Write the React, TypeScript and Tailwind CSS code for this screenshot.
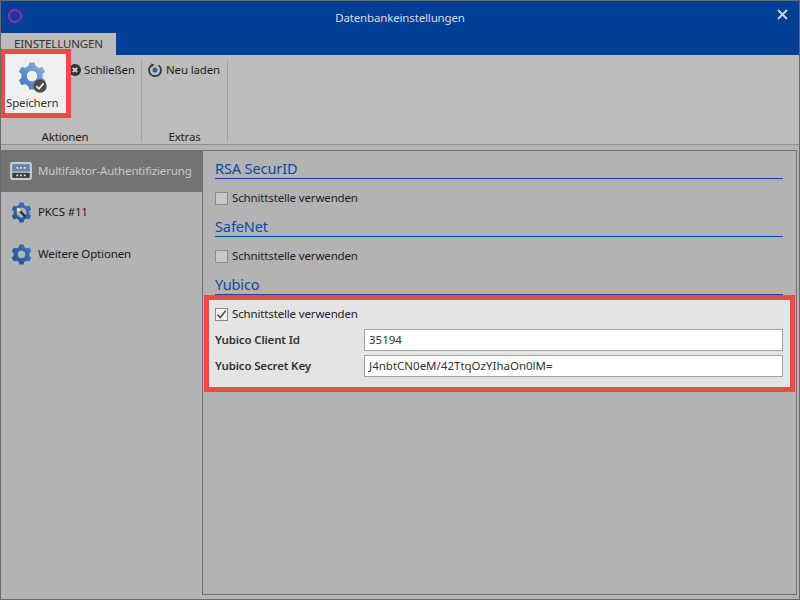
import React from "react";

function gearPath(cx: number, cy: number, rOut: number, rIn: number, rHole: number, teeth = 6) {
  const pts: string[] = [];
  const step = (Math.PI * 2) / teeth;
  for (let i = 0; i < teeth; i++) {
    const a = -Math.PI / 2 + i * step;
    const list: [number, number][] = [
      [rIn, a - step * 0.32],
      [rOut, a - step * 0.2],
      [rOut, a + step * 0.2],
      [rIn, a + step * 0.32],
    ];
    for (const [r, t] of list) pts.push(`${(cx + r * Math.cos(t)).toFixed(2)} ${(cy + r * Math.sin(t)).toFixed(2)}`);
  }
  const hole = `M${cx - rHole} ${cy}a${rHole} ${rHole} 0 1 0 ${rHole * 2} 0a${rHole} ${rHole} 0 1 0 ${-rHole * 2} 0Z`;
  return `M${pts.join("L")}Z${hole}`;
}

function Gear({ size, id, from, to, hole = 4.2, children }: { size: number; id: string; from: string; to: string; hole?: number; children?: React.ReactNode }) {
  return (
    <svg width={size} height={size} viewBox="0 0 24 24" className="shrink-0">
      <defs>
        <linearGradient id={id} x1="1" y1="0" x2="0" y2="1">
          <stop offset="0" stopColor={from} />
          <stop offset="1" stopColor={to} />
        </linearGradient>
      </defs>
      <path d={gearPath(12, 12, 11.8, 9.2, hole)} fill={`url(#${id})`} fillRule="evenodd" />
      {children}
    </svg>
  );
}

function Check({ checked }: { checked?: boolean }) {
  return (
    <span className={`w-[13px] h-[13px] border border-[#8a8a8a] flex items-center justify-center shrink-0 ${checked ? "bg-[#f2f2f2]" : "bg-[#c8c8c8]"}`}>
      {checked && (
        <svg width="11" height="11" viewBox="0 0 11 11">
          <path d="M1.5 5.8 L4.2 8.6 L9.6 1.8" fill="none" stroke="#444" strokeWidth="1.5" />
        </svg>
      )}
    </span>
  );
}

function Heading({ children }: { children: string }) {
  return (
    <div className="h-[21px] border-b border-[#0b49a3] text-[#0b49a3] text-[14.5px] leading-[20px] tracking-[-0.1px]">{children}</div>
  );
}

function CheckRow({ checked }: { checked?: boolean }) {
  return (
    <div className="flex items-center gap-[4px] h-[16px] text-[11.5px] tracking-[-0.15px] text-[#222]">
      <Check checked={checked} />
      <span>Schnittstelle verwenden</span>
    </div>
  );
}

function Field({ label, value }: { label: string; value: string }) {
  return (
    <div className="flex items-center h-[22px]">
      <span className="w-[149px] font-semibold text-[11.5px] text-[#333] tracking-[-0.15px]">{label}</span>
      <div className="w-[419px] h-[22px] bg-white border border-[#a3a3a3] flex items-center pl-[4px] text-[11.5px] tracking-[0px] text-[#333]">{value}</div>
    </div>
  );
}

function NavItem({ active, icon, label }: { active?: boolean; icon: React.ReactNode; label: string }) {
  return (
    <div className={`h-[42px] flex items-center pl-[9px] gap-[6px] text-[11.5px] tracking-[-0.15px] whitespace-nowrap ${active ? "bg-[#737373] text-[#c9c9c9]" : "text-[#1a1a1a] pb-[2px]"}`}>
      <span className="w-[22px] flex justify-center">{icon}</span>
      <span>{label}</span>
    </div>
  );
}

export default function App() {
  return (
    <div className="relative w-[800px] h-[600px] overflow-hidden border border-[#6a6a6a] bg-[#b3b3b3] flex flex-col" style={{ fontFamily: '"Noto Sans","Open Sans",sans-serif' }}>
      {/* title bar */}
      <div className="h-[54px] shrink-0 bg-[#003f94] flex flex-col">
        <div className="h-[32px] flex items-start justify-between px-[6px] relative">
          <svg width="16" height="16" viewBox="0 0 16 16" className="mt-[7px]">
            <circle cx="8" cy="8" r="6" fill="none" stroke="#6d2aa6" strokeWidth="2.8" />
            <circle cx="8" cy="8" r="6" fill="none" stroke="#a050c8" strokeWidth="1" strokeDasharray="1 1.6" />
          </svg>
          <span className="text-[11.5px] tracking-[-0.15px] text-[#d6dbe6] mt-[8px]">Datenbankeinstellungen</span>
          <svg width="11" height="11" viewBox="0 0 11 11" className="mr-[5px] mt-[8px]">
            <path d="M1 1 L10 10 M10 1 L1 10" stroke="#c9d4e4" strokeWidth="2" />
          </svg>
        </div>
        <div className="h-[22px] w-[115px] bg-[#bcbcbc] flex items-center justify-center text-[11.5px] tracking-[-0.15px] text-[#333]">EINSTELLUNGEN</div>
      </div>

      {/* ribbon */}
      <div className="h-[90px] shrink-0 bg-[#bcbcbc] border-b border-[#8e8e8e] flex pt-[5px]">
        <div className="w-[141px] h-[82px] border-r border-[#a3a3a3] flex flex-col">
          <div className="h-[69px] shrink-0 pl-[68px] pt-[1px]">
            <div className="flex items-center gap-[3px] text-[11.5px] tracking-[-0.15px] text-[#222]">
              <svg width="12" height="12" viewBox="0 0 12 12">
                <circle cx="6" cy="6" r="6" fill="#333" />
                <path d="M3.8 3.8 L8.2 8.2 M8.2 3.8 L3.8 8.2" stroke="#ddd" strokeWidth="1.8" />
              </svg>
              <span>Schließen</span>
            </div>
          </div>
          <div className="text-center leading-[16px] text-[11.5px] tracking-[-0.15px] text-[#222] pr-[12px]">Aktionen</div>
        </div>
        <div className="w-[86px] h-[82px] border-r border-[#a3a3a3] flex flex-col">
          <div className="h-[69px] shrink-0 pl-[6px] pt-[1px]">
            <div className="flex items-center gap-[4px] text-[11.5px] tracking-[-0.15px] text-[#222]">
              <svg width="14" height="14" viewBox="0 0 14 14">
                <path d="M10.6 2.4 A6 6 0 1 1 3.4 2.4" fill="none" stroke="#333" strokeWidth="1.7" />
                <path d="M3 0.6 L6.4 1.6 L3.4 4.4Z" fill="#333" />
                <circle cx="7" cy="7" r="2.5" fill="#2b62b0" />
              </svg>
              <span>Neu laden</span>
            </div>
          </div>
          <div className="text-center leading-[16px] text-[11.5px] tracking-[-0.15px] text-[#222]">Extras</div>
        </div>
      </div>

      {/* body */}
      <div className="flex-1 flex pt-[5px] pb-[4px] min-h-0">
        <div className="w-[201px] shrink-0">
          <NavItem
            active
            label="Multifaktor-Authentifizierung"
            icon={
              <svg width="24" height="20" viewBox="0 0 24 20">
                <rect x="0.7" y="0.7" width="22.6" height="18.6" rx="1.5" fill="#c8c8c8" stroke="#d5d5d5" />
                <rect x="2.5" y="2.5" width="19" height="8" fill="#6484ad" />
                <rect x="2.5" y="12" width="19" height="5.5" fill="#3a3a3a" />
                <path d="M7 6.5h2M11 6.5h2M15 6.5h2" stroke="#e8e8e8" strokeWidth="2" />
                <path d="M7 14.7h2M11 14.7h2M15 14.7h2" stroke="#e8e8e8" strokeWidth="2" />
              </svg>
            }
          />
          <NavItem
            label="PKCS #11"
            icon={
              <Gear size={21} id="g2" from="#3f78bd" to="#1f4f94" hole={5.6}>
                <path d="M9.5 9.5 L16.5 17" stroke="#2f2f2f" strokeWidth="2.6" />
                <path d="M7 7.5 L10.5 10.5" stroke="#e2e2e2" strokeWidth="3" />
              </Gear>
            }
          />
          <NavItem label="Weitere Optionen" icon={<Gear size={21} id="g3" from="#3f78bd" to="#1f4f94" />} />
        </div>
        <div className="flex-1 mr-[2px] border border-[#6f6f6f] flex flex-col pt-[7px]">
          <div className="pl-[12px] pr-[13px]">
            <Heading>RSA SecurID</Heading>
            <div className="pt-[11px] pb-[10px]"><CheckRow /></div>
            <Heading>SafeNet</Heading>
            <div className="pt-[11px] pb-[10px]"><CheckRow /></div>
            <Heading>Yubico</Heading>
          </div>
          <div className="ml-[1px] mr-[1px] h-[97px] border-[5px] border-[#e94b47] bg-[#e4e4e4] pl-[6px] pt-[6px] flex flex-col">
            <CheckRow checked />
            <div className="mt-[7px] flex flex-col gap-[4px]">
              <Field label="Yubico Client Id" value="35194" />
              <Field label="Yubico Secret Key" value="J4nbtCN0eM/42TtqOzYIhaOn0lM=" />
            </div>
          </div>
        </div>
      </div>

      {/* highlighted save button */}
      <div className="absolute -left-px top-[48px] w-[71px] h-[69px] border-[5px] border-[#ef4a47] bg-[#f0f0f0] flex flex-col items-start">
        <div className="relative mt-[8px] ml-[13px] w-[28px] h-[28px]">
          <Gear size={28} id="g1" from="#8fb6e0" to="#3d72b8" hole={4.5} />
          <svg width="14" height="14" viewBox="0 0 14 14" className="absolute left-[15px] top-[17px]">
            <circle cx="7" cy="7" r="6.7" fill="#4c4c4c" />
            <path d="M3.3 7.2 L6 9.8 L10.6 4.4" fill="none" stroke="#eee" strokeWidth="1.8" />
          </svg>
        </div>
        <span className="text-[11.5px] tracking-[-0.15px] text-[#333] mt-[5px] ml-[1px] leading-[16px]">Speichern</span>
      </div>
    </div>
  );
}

====

Task details — Write out again exactly the lines from the start of the data above through the line containing "import React from", inclusive, excluding any pictures.

Solution to this problem —
Write the React, TypeScript and Tailwind CSS code for this screenshot.
import React from "react";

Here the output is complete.